Por la omisión para impedir esta masacre, en 2011 el Tribunal Administrativo de Sucre condenó al Estado colombiano y ordenó el pago de 3.500 millones de pesos como indemnización a los familiares de las víctimas.
A pesar de esa dosis de justicia, Jairo y otros sobrevivientes siguen reclamando garantías para que los 700 habitantes que se desplazaron puedan volver. Pero más que las viviendas, vías, servicios y proyectos productivos, lo que piden a gritos es que se acabe el estigma sobre Chengue, que para muchos sigue siendo recordado como pueblo guerrillero.
Empezaba el año 2001 y los habitantes de Chengue no habíamos terminado de festejar la llegada del año nuevo -el último que recibiríamos con nuestras familias completas- cuando, la madrugada del 17 de enero, empezaron las horas más aterradoras para nuestro pueblo.
Esa madrugada de terror superé los mayores obstáculos de mi vida. Cuando se acercaban las cuatro de la mañana, un primo me avisó que los paracos se estaban tomando el pueblo. Las siguientes horas fueron un infierno.
Recuerdo escuchar frases como “¡saquen a los hombres!” mientras partían puertas y vidrios. Mi temor aumentaba cada vez que repetían esa instrucción porque yo estaba en la casa de mi abuela con otros cuatro familiares hombres.

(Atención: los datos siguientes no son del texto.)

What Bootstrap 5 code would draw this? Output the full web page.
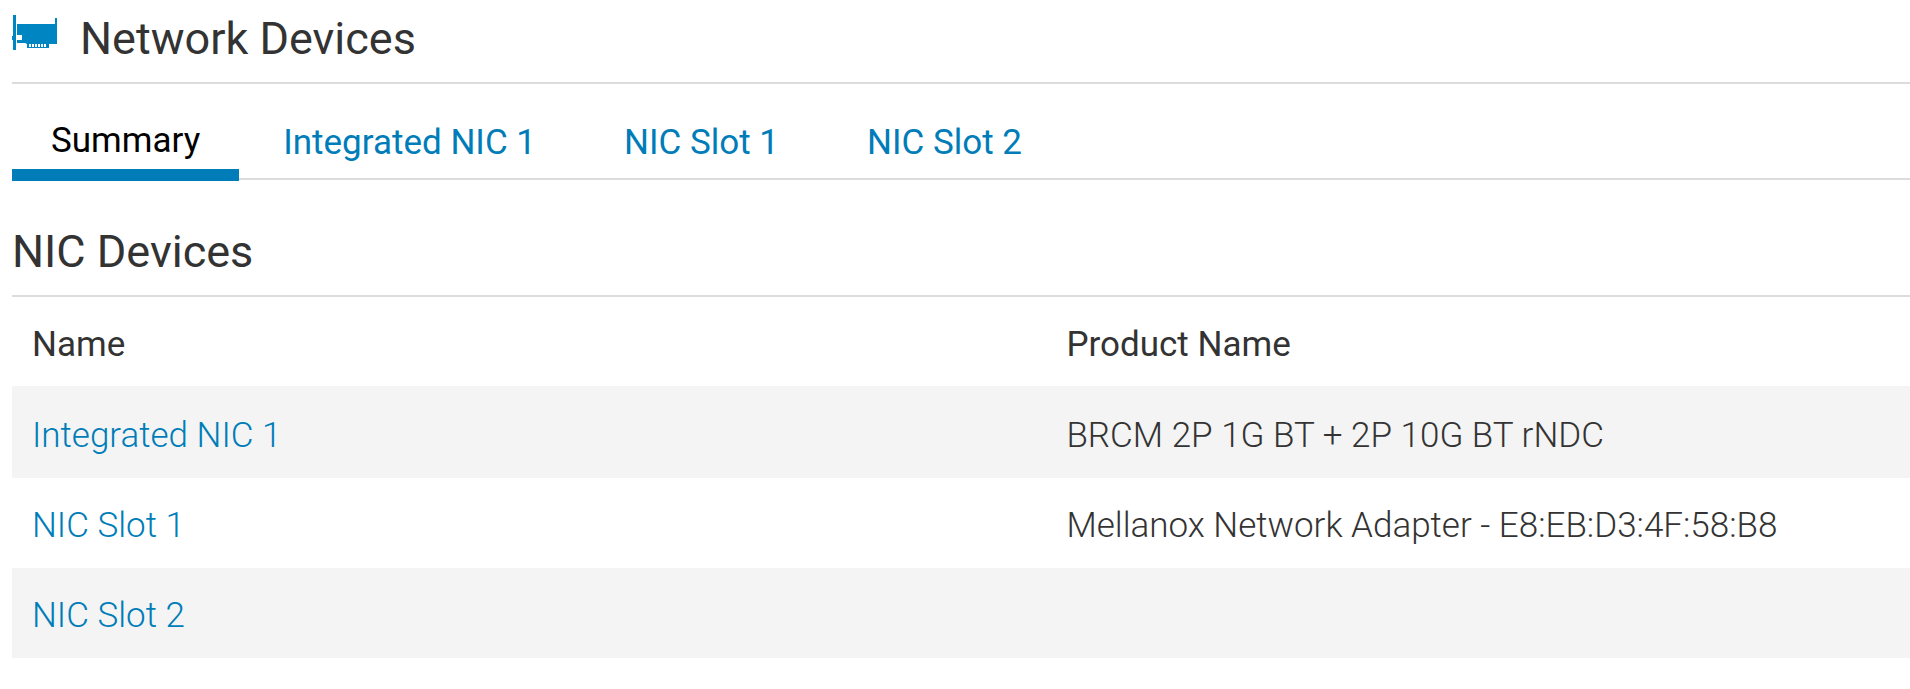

El límite de mi miedo llegó cuando intentaron forzar la puerta de la casa, pero una voz, que recuerdo perfectamente, gritó: “¡No abran esa puerta, en esa casa se la pasan puras mujeres solas!”. Me volvió la calma por un momento, pero seguí aferrado a un rosario que aún conservo como testigo mudo de aquella crueldad.
Luego de unos 40 minutos, cuando mi reloj marcaba las 5 de la mañana, lanzaron una mecha incendiaria sobre la casa. Otra vez apareció la frase de mi alivio: “hey, que ahí solo viven mujeres”, a lo que otro hombre le respondió: “bueno, que se quemen esas viejas”. Para mi fortuna, y gracias a la fe que tuve en la oración, logré escapar con uno de mis primos hacia lo profundo de la montaña.
Nunca supe quién estaba detrás de la voz que me terminó salvando, pero sospecho que era alguien que conocía muy bien el pueblo porque sabía incluso dónde estaban los gallos finos que le llevaron a ‘Cadena’.
Regresamos a las seis de la mañana, cuando ya se evidenciaba la desolación que dejó la crueldad de estos criminales en mi pueblo. No nos quedó más que conservar la calma y empezar a organizar la salida hacia la cabecera de Ovejas.
Antes de esa tragedia, Chengue era un paraíso terrenal donde la comunidad garantizaba su propia seguridad alimentaria, salud, educación y generación de ingresos. La abundancia y diversidad de productos agrícolas nos permitía vivir tan bien que nuestros padres podían mandarnos a estudiar la secundaria en Ovejas y muchas veces hasta la universidad en Cartagena.
Aunque el abandono del Estado hacia Chengue es histórico, tenemos claro que la mayor deuda es con nosotros, los sobrevivientes de la masacre, sobre todo por la omisión y la complicidad con los paramilitares ese 17 de enero.
Hoy, 18 años después de la segunda masacre más grande de Montes de María y una de las más crueles de nuestro país, seguimos esperando respuestas de un estado indolente, que con sus acciones poco contundentes no permite que avance la reparación de nuestros derechos.
Entre los paños de agua tibia se cuentan sentencias cumplidas a medias, un proceso de reparación colectiva dilatado en el tiempo y la demora del estado en reconocer su culpa.
Aunque por momentos las fuerzas se acaban, aunque muchos de nuestros vecinos han muerto en la espera y otros han perdido la fe en esta causa, la mayoría nos negamos a quedarnos de brazos cruzados esperando una respuesta.
Desde la organización de víctimas de Chengue hemos liderado acciones de incidencia con los entes de control, organizamos actos simbólicos como el Festival del retorno y la reconciliación, y estamos reactivando nuestra seguridad alimentaria con proyectos productivos propios.
No dejaremos de trabajar juntos ni de tocar puertas. Seguiremos insistiendo y resistiendo hasta recuperar nuestro paraíso perdido.